The Department has elected to interpret Sec. 6072-A{10) as directing the acquisition of information with regard to the lease activity that would permit a determination of the potential environmental risk and thereby determine a baseline to permit monitoring of the environmental effects of a lease activity. In light of the statutory scheme involving aquaculture leases the Court finds that the Rules promulgated by the Department pursuant to Sec. 6072-A(10) are reasonable and consistent with the legislative direction to promulgate rules found in Sec. 6072-A(10). Conservation Law Foundation, Inc. v. DEP, 2003 ME 62, ¶23, 823 A.2d 551. This Court defers to the interpretation of a statutory scheme by the agency charged with its implementation. Id.
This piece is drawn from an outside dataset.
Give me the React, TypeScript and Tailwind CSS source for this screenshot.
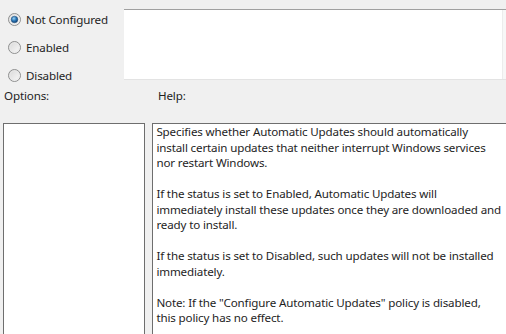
import React from "react";

function Radio({ checked }: { checked?: boolean }) {
  return (
    <svg width="13" height="13" viewBox="0 0 13 13" className="shrink-0">
      <defs>
        <linearGradient id={checked ? "rgc" : "rgu"} x1="0" y1="0" x2="1" y2="1">
          <stop offset="0" stopColor="#d6d6d6" />
          <stop offset="1" stopColor="#fbfbfb" />
        </linearGradient>
        <radialGradient id="dot" cx="0.4" cy="0.35" r="0.7">
          <stop offset="0" stopColor="#9fd3f3" />
          <stop offset="0.5" stopColor="#2a78b8" />
          <stop offset="1" stopColor="#0d3c6e" />
        </radialGradient>
      </defs>
      <circle cx="6.5" cy="6.5" r="6" fill={`url(#${checked ? "rgc" : "rgu"})`} stroke="#8e8f8f" strokeWidth="1" />
      <circle cx="6.5" cy="6.5" r="4.6" fill="none" stroke="#e8e8e8" strokeWidth="0.8" />
      {checked && <circle cx="6.5" cy="6.5" r="3.3" fill="url(#dot)" stroke="#1c4a78" strokeWidth="0.5" />}
    </svg>
  );
}

export default function App() {
  const font = { fontFamily: '"Noto Sans", "Open Sans", sans-serif' };
  return (
    <div className="w-[506px] h-[334px] overflow-hidden bg-[#f0f0f0] text-[11.6px] tracking-[-0.15px] text-[#1e1e1e]" style={font}>
      <div className="flex h-[86px]">
        <div className="w-[124px] shrink-0 flex flex-col pl-[8px] pt-[12px] gap-[13px]">
          <label className="flex items-center gap-[5px] h-[15px]">
            <Radio checked />
            <span>Not Configured</span>
          </label>
          <label className="flex items-center gap-[5px] h-[15px]">
            <Radio />
            <span>Enabled</span>
          </label>
          <label className="flex items-center gap-[5px] h-[15px]">
            <Radio />
            <span>Disabled</span>
          </label>
        </div>
        <div className="mt-[9px] h-[71px] flex-1 bg-white border-t border-t-[#a0a0a0] border-b border-b-[#e3e3e3] flex justify-end">
          <div className="w-[4px] border-l border-[#ececec] bg-[#f7f7f7]" />
        </div>
      </div>
      <div className="flex h-[20px] items-center">
        <div className="w-[154px] pl-[4px]">Options:</div>
        <div className="pl-[4px]">Help:</div>
      </div>
      <div className="flex mt-[17px] h-[230px]">
        <div className="ml-[3px] w-[145px] bg-white border border-[#6e6e6e]" />
        <div className="ml-[7px] w-[360px] bg-white border-l border-t border-[#6e6e6e] pl-[3px] pr-[5px] pt-[0px] leading-[15.5px]">
          <p>Specifies whether Automatic Updates should automatically install certain updates that neither interrupt Windows services nor restart Windows.</p>
          <p className="mt-[15.5px]">If the status is set to Enabled, Automatic Updates will immediately install these updates once they are downloaded and ready to install.</p>
          <p className="mt-[15.5px]">If the status is set to Disabled, such updates will not be installed immediately.</p>
          <p className="mt-[15.5px]">Note: If the "Configure Automatic Updates" policy is disabled, this policy has no effect.</p>
        </div>
      </div>
    </div>
  );
}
The hearing transcript refers to the ecological area to be leased for study as a depauperate area. (Tr. 68, 74.) This term is defined in Oxford Dictionaries as an ecosystem that is lacking in numbers and variety of species, often because it lacks enough stored chemical elements required for life. By using this term to describe the collected information gathered pursuant to Rule Ch. 2, 64(3) and Sec. 6072(10), the Department was able to define the baseline given the limited-purpose lease activity. This allowed both an evaluation of environmental risks and monitoring future effects of the proposed lease activity as required by Sec. 6072-A(10).
Available at http://www.oxforddictionaries.com/us/definition/american_en glish/depauperate.
The Court is satisfied not alone that the rule found in CMR Ch. 2, Sec. 64 is authorized by and consistent with the statute, but also that it reflects a reasonable interpretation and application of the authorizing statute.
The granting of the experimental lease to Terrell Gray by the Commissioner of Marine Resources is AFFIRMED.